Damit sind wir beim eigentlichen Kernpunkt des Films. Kein Drama kommt ohne Subtext aus. Das Konklave dient als Parabel und Schauplatz für ein übergeordnetes gesellschaftliches Thema. Gegen die Schar der Kardinäle setzt der Film nämlich die „Schar der Ordensschwestern“ ins Bild. Während sich die „Kirchenfürsten“ im Cortile sammeln, beginnt im Gästehaus die Arbeit. Eine Schar von Schwestern bereitet die Zimmer und das Essen für das Kollegium zu.
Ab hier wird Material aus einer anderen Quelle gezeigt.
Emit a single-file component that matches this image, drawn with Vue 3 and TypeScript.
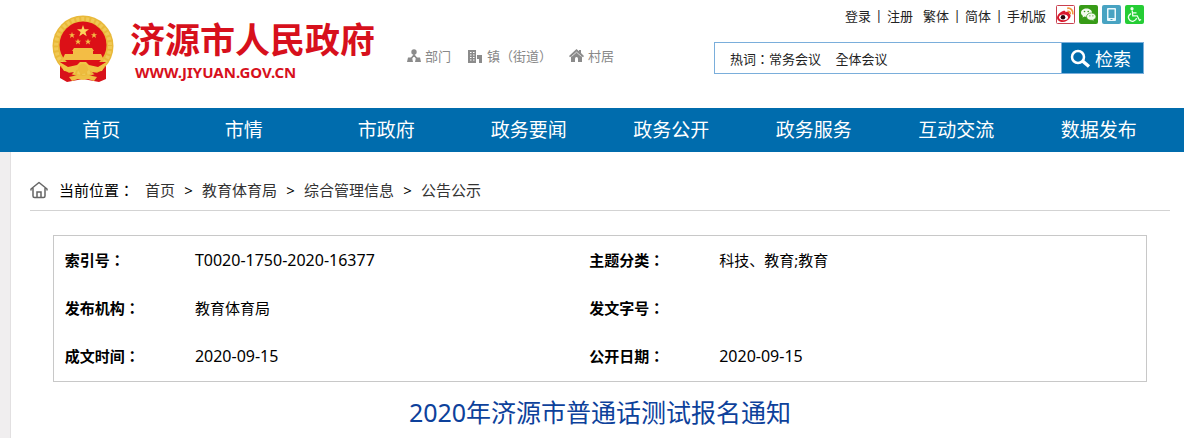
<script setup lang="ts">
import { ref } from 'vue'

interface InfoRow {
  label: string
  value: string
  label2: string
  value2: string
}

const keyword = ref('热词：常务会议     全体会议')
const navItems: string[] = ['首页', '市情', '市政府', '政务要闻', '政务公开', '政务服务', '互动交流', '数据发布']
const crumbs: string[] = ['首页', '教育体育局', '综合管理信息', '公告公示']
const rows: InfoRow[] = [
  { label: '索引号', value: 'T0020-1750-2020-16377', label2: '主题分类', value2: '科技、教育;教育' },
  { label: '发布机构', value: '教育体育局', label2: '发文字号', value2: '' },
  { label: '成文时间', value: '2020-09-15', label2: '公开日期', value2: '2020-09-15' },
]

const isCode = (text: string): boolean => /^[\w-]+$/.test(text)
</script>

<template>
  <div class="page">
    <header class="header">
      <a class="brand" href="#">
        <svg class="emblem" viewBox="0 0 62 68" aria-hidden="true">
          <path d="M8 46 L54 46 L54 64 L47 67 L31 64 L15 67 L8 63Z" fill="#d8121a" />
          <circle cx="31" cy="31" r="30.5" fill="#e9b93a" />
          <circle cx="31" cy="31" r="27" fill="none" stroke="#f0c955" stroke-width="4" stroke-dasharray="3 2" />
          <circle cx="31" cy="30" r="23.5" fill="#dc1017" />
          <path d="M31 10l1.500 4.300h4.500l-3.600 2.700 1.300 4.300-3.700-2.600-3.700 2.600 1.300-4.300-3.600-2.700h4.500z" fill="#fbd45c" />
          <g fill="#f3bd45">
            <path d="M20 17l.8 2.200h2.300l-1.800 1.400.7 2.300-2-1.400-2 1.400.7-2.300-1.800-1.400h2.300z" />
            <path d="M42 17l.8 2.200h2.300l-1.800 1.400.7 2.300-2-1.400-2 1.400.7-2.300-1.800-1.400h2.300z" />
            <path d="M26 23.500l.8 2.200h2.300l-1.800 1.400.7 2.300-2-1.400-2 1.400.7-2.300-1.800-1.400h2.300z" />
            <path d="M36 23.500l.8 2.200h2.300l-1.800 1.400.7 2.300-2-1.400-2 1.400.7-2.300-1.800-1.400h2.300z" />
            <path d="M22 33h18l2 3h-1v3h8l3 6H10l3-6h8v-3h-1z" />
          </g>
          <path d="M8 47h46l-2 6H10z" fill="#dc1017" />
          <path d="M6 46l10 6 9-2 3-3h6l3 3 9 2 10-6-6 10-9 1-6-3h-8l-6 3-9-1z" fill="#f0c445" />
          <circle cx="31" cy="54" r="5" fill="#edbb3e" />
          <path d="M8 56l8 2 6-1-6 6-8-1zM54 56l-8 2-6-1 6 6 8-1z" fill="#d8121a" />
          <path d="M17 62l9-2 5 1 5-1 9 2-3 4-6-2-5 1-5-1-6 2z" fill="#efc043" />
        </svg>
        <span class="brand-text">
          <span class="brand-name">济源市人民政府</span>
          <span class="brand-url">WWW.JIYUAN.GOV.CN</span>
        </span>
      </a>

      <nav class="sites" aria-label="站点">
        <a href="#">
          <svg width="14" height="14" viewBox="0 0 14 14" aria-hidden="true">
            <path d="M7 4v4M7 6L3 11M7 6l4 5" stroke="#8b8b8b" stroke-width="1.500" fill="none" />
            <circle cx="7" cy="3" r="2.700" fill="#8b8b8b" />
            <path d="M1 8.500h4l1 4.500H0zM9 8.500h4l1 4.500H8z" fill="#8b8b8b" />
          </svg>部门
        </a>
        <a href="#">
          <svg width="15" height="14" viewBox="0 0 15 14" aria-hidden="true">
            <path d="M0 1h8v5h6v8h-3v-4h-2v4H0z" fill="#8b8b8b" />
            <path d="M2 3.500h1.500M5 3.500h1.500M2 6h1.500M5 6h1.500M2 8.500h1.500M5 8.500h1.500M2 11h1.500M5 11h1.500" stroke="#fff" stroke-width="1" />
            <path d="M8.500 6v8" stroke="#fff" stroke-width="1" />
          </svg>镇（街道）
        </a>
        <a href="#">
          <svg width="15" height="14" viewBox="0 0 15 14" aria-hidden="true">
            <path d="M7.500 0L10 2.200V1h2v3l3 3-1 1.200-1-.8V13H2V7.400l-1 .8L0 7z" fill="#8b8b8b" />
            <path d="M2.500 7.500l5-4.300 5 4.300" stroke="#fff" stroke-width=".7" fill="none" />
            <path d="M6 13V9.500a1.500 1.500 0 0 1 3 0V13z" fill="#fff" />
          </svg>村居
        </a>
      </nav>

      <div class="tools">
        <div class="quick">
          <a href="#">登录</a><i>|</i><a href="#">注册</a>
          <a class="second" href="#">繁体</a><i>|</i><a href="#">简体</a><i>|</i><a href="#">手机版</a>
          <span class="social">
            <a href="#" aria-label="微博">
              <svg viewBox="0 0 19 19">
                <rect x=".5" y=".5" width="18" height="18" rx="1" fill="#fff" stroke="#c9404f" />
                <path d="M7 6c1.500-.8 2.800-.2 2.500 1.300 2-.9 4-.5 3.600 1.300 1.700.6 2 2.500 1 4C12.300 16 8.500 17.500 5.500 17 .8 16 0 12.500 2.200 9.500 3.800 7.500 5.600 6.500 7 6z" fill="#d8182c" />
                <ellipse cx="7.500" cy="12.300" rx="4.500" ry="2.900" fill="#fff" />
                <circle cx="7" cy="12.300" r="2.300" fill="#26060a" />
                <path d="M11.500 6.300c1.700-.3 3 1 2.700 2.700M11.200 3.300c3.500-.6 6.300 2.200 5.600 6" stroke="#f1973a" stroke-width="1.700" fill="none" />
              </svg>
            </a>
            <a href="#" aria-label="微信">
              <svg viewBox="0 0 19 19">
                <rect width="19" height="19" rx="2" fill="#379b17" />
                <path d="M7.500 3.500C4.500 3.500 2 5.300 2 7.700c0 1.300.8 2.500 2 3.200L3.500 12.600l2-1c3.600.9 7.500-.8 7.500-3.900 0-2.400-2.500-4.200-5.500-4.200z" fill="#f4faef" />
                <path d="M12.300 8c-2.600 0-4.800 1.500-4.800 3.700 0 2.400 2.800 4 5.700 3.500l2 1-.5-1.600c1.400-.7 2.300-1.700 2.300-2.900C17 9.500 14.900 8 12.300 8z" fill="#f4faef" stroke="#379b17" stroke-width=".7" />
                <g fill="#379b17"><circle cx="5.500" cy="6.500" r=".8" /><circle cx="9.200" cy="6.500" r=".8" /><circle cx="10.900" cy="10.800" r=".6" /><circle cx="13.900" cy="10.800" r=".6" /></g>
              </svg>
            </a>
            <a href="#" aria-label="手机">
              <svg viewBox="0 0 19 19">
                <rect width="19" height="19" rx="2" fill="#48a3c2" />
                <rect x="5" y="3" width="9" height="13" rx="1" fill="#eaf8fc" />
                <rect x="6.500" y="4.500" width="6" height="8.500" fill="#48a3c2" />
                <rect x="8.500" y="14" width="2" height="1" fill="#48a3c2" />
              </svg>
            </a>
            <a href="#" aria-label="无障碍">
              <svg viewBox="0 0 19 19">
                <rect width="19" height="19" rx="2" fill="#25cd35" />
                <circle cx="7" cy="3.700" r="1.600" fill="#effff0" />
                <path d="M7.200 5.500l.6 5.300h4.400l2.300 4.500 1.600-.8M7.600 7.800h3.900M6 8.600c-5 2.800-1.800 8.600 2.500 7.500 1.700-.4 2.800-1.500 3.100-2.900" stroke="#effff0" stroke-width="1.300" fill="none" />
              </svg>
            </a>
          </span>
        </div>
        <form class="search" @submit.prevent>
          <input v-model="keyword" type="text" aria-label="热词">
          <button type="submit">
            <svg width="21" height="19" viewBox="0 0 21 19" aria-hidden="true">
              <circle cx="8" cy="8" r="6" fill="none" stroke="#fff" stroke-width="2.500" />
              <path d="M12.500 12l6.500 5.500" stroke="#fff" stroke-width="3.500" />
            </svg>检索
          </button>
        </form>
      </div>
    </header>

    <nav class="menu" aria-label="主导航">
      <a v-for="item in navItems" :key="item" href="#">{{ item }}</a>
    </nav>

    <main class="content">
      <div class="crumbs">
        <svg width="18" height="18" viewBox="0 0 18 18" aria-hidden="true">
          <path d="M1 9V8l8-6.500L17 8v1M3 7.500V15q0 1.500 1.500 1.500h9q1.500 0 1.500-1.500V7.500" fill="none" stroke="#666" stroke-width="1.500" stroke-linejoin="round" stroke-linecap="round" />
          <path d="M7 16v-5h4v5" fill="none" stroke="#666" stroke-width="1.500" />
        </svg>
        <span class="here">当前位置<span class="colon">：</span></span>
        <template v-for="(crumb, index) in crumbs" :key="crumb">
          <span v-if="index > 0" class="arrow">&gt;</span>
          <a href="#">{{ crumb }}</a>
        </template>
      </div>

      <div class="info">
        <table>
          <colgroup>
            <col class="col-label"><col class="col-value"><col class="col-label"><col>
          </colgroup>
          <tbody>
            <tr v-for="row in rows" :key="row.label">
              <th scope="row">{{ row.label }}<span class="colon">：</span></th>
              <td :class="{ code: isCode(row.value) }">{{ row.value }}</td>
              <th scope="row">{{ row.label2 }}<span class="colon">：</span></th>
              <td :class="{ code: isCode(row.value2) }">{{ row.value2 }}</td>
            </tr>
          </tbody>
        </table>
      </div>

      <h1>2020年济源市普通话测试报名通知</h1>
    </main>
  </div>
</template>

<style>
body {
  margin: 0;
  background: #fff;
}
</style>

<style scoped>
.page {
  display: flex;
  flex-direction: column;
  min-height: 100vh;
  font-family: "Noto Sans", "Noto Sans CJK SC", sans-serif;
  font-size: 15px;
  color: #000;
}
a {
  color: inherit;
  text-decoration: none;
}
.header {
  display: flex;
  box-sizing: border-box;
  min-height: 108px;
  padding: 0 40px 0 52px;
}
.brand {
  display: flex;
  align-items: flex-start;
  gap: 16px;
  padding-top: 15px;
  color: #d7101c;
  font-weight: 700;
}
.emblem {
  width: 62px;
  height: 68px;
}
.brand-text {
  display: flex;
  flex-direction: column;
  padding-top: 5px;
}
.brand-name {
  font-size: 35px;
  line-height: 40px;
  white-space: nowrap;
}
.brand-url {
  padding-left: 5px;
  font-size: 15px;
  line-height: 24px;
}
.sites {
  display: flex;
  align-items: center;
  align-self: flex-start;
  gap: 17px;
  margin-left: 32px;
  padding-top: 46px;
  font-size: 13px;
  line-height: 20px;
  color: #888;
  white-space: nowrap;
}
.sites a {
  display: flex;
  align-items: center;
  gap: 4px;
}
.tools {
  width: 430px;
  margin-left: auto;
}
.quick {
  display: flex;
  align-items: center;
  justify-content: flex-end;
  height: 30px;
  font-size: 13px;
  color: #222;
  white-space: nowrap;
}
.quick i {
  width: 16px;
  font-style: normal;
  text-align: center;
}
.quick .second {
  margin-left: 10px;
}
.social {
  display: flex;
  gap: 4px;
  margin: 0 0 2px 10px;
}
.social svg {
  display: block;
  width: 19px;
  height: 19px;
}
.search {
  display: flex;
  box-sizing: border-box;
  height: 32px;
  margin-top: 12px;
  border: 1px solid #7aaedb;
}
.search input {
  flex: 1;
  min-width: 0;
  padding: 0 15px;
  border: 0;
  outline: 0;
  background: #fff;
  font-family: "Noto Sans CJK TC", sans-serif;
  font-size: 13px;
  color: #222;
}
.search button {
  display: flex;
  align-items: center;
  gap: 4px;
  width: 82px;
  padding: 0 8px;
  border: 0;
  border-left: 1px solid #7aaedb;
  background: #006cad;
  font-family: inherit;
  font-size: 18px;
  color: #fff;
  white-space: nowrap;
}
.search svg {
  flex: none;
}
.menu {
  display: grid;
  grid-template-columns: repeat(8, 1fr);
  padding: 0 14px 0 30px;
  background: #006cad;
  font-size: 19px;
  line-height: 44px;
  color: #fff;
  text-align: center;
}
.content {
  flex: 1;
  margin: 0 0 0 10px;
  padding: 0 14px 0 19px;
  border-left: 1px solid #e2e0e1;
  box-shadow: -10px 0 0 #f0eeef;
}
.crumbs {
  display: flex;
  align-items: center;
  height: 59px;
  padding-top: 17px;
  box-sizing: border-box;
  border-bottom: 1px solid #d3d3d3;
  color: #333;
  white-space: nowrap;
}
.crumbs .here {
  margin: 0 11px;
  color: #000;
}
.arrow {
  width: 27px;
  text-align: center;
  color: #000;
}
.colon {
  font-family: "Noto Sans CJK TC", sans-serif;
}
.info {
  width: 96%;
  box-sizing: border-box;
  margin: 24px auto 0;
  padding-bottom: 1px;
  border: 1px solid #c8c8c8;
}
table {
  width: 100%;
  border-collapse: collapse;
  table-layout: fixed;
}
.col-label {
  width: 12%;
}
.col-value {
  width: 36%;
}
th,
td {
  height: 48px;
  padding: 0 0 0 11px;
  line-height: 24px;
  text-align: left;
}
td {
  padding-left: 10px;
}
td.code {
  font-size: 16px;
}
h1 {
  margin: 10px 0 0;
  font-size: 25px;
  font-weight: 400;
  line-height: 40px;
  text-align: center;
  color: #0d419b;
}
</style>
Diese Darstellung ist wiederum nicht realistisch. In der Wirklichkeit würden die Arbeiten von Mitarbeiterinnen und Mitarbeitern des Gästehauses übernommen. Die Darstellung hat aber für den Film eine wichtige Funktion: Die Schwestern sind die einzigen Frauen, die gezeigt werden. Sie erscheinen in fast ausschließlich dienender Funktion, auch wenn eine von ihnen, Schwester Agnes für den Verlauf des Konklaves noch eine wichtige Rolle spielt. Die klare Rollenaufteilung thematisiert die Gleichberechtigung der Geschlechter und vermittelt dem neutralen Beobachter natürlich ein in dieser Hinsicht düsteres Bild der Katholischen Kirche. Es wird sich, um noch nicht zu viel zu verraten, im Verlauf des Filmes zeigen, dass das Thema Männer / Frauen am Schluss noch eine entscheidende Rolle spielen wird. An dieser Darstellung werden sich einige kirchliche Kreise natürlich stoßen und darin einen Ausdruck der angefeindeten Hollywood-Wokeness sehen. Anderen wird die Darstellung noch nicht weit genug gehen.

Insgesamt ist „Konklave“ ein durchaus gelungener Film und funktioniert (einmal abgesehen vom vorhersagbaren Ausgang) auch als Drama gut. Dies liegt auch an den guten Schauspielern, denen es allerdings vom Drehbuch auch gegönnt wurde, interessant gezeichnete Charaktere zu verkörpern. Der Film ist in weiten Teilen relativ nah an der Wirklichkeit, auch wenn man ihm die abgebildete Wirklichkeit natürlich nicht zur Gänze glauben sollte. Alles weitere wird uns das nächste „echte“ Konklave sicher zeigen.